TDK Corporation, a Japanese multinational electronics manufacturer, has announced the development of the world’s first spin photo detector capable of an ultra-high-speed response of 20 picoseconds--over ten times faster than existing semiconductor-based photo detectors.

A TDK representative told Paperjam that the company aims to begin providing samples for collaborative development with customers within one year, with full commercialisation expected within three to five years. This timeline highlights TDK’s intention to move the innovation from lab to market, paving the way for its integration into next-generation technologies.

To put that into perspective, 20 picoseconds--or twenty trillionths of a second--is so fast that light travels just 6 millimetres in that time, making the detector’s response effectively instantaneous for most high-speed applications.

Technological breakthrough

The cutting-edge device, referred to as a “photo-spintronic conversion element,” was developed in collaboration with Nihon University in Japan. It represents a significant step forward in the integration of optical, electronic and magnetic technologies.

Unlike conventional photo detectors that rely on semiconductor-based mechanisms and face limitations in terms of speed and wavelength range, TDK’s spin photo detector uses a fundamentally different approach: it leverages the heating of electrons in magnetic materials for photoelectronic conversion--that is, the process of turning light into electrical signals.

TDK also confirmed that the device functions across a wide spectrum, responding to light at wavelengths of 800 nanometres (near-infrared) and extending into the visible light range.

The spin photo detector was built upon the magnetic tunnel junction (MTJ) technology, a method already employed in billions of hard disk drive (HDD) heads. One of the key advantages of this approach is that it does not require crystal growth on a single-crystal substrate, making the technology more adaptable to a variety of materials and manufacturing environments.

Why this matters

According to TDK, the breakthrough addresses the growing demands of artificial intelligence (AI) systems, which increasingly require faster and more energy-efficient data transmission and processing. Today, data is transferred between CPUs, GPUs and memory via electrical signals--an approach that hits speed limits, particularly over longer distances.

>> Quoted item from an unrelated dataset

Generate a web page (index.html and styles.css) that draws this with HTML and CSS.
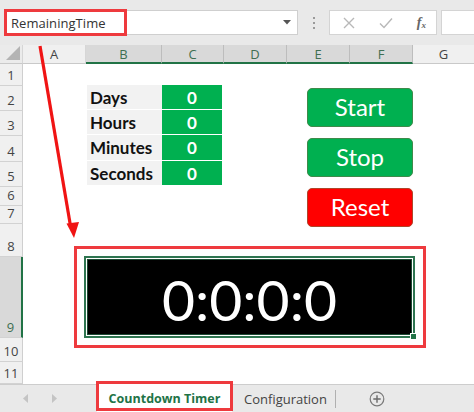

In contrast, optical communication--using light instead of electricity--is capable of maintaining high speeds regardless of distance. TDK believes that its spin photo detector could be instrumental in enabling this shift by converting optical signals into electrical signals at unprecedented speeds, while also reducing power consumption.

This could have far-reaching implications for the design and efficiency of future AI hardware.

Broader applications

Thanks to its speed and broad-spectrum sensitivity, the spin photo detector has potential uses across both wired and wireless applications. TDK envisions it playing a key role in smart glasses, ultra-high-speed image sensors, spectroscopic analysers, generative AI and beyond 5G/6G communications. Additionally, TDK highlighted the technology’s suitability for AR/VR applications, such as augmented and virtual reality smart glasses. The use of MTJ elements--known for their resistance to cosmic rays--also makes the detector a promising candidate for space communications.